To support this idea, it was reported that crop plants acquired a mycorrhizal fungal community closely related to that of the previous host plant and different from that found when the soil was disturbed or not cropped before growth [
45]. In this last study, wheat grown in undisturbed soil immediately after the legume
Ornithopus compressus acquired a mycorrhizal fungal community closely related to that of the last plant host and different from that found when the soil was disturbed or not cropped prior to the growth of the wheat. Parallel effects were seen in the succession from Poaceae (
Lolium rigidum) to Fabaceae (
Trifolium subterraneum), indicating that these effects are not unique to the legume-wheat sequence.
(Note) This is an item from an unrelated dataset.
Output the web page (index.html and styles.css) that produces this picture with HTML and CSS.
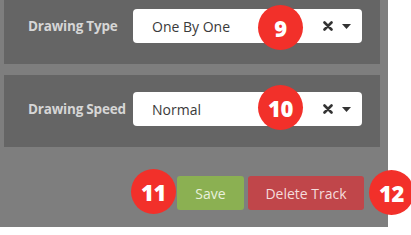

With the novelty of the current study, it is essential to point out that these trials were conducted over one season, while crop rotation may have a long-term effect on soil fungus populations, which may only be evident after a more extended period. A long-term study on the impact of different crop rotations (including wheat–maize) and tillage regimes (no-tillage or conventional tillage) on microbial biomass and other soil properties was established in 1976 in southern Brazil [
58]. The no-tillage system showed increases in microbial biomass percentage at the 0- to 5-cm depth. Reduction of tillage had a more significant effect on microbial biomass than crop rotations, particularly in the 0–5 cm depth. These results provide evidence that tillage or crop rotation affects microbial immobilization of soil nutrients. The results of this and other studies indicate that no single cropping system is favored for all fungi [
64]. Thus, a tailored solution that will address the crops in the rotation, the tillage system, the cultivar that should be protected, and the pathogens/disease stresses should be carefully planned. Such situations should be examined in subsequent studies. Closely related cultivars such as wheat and maize may benefit from the same control strategy.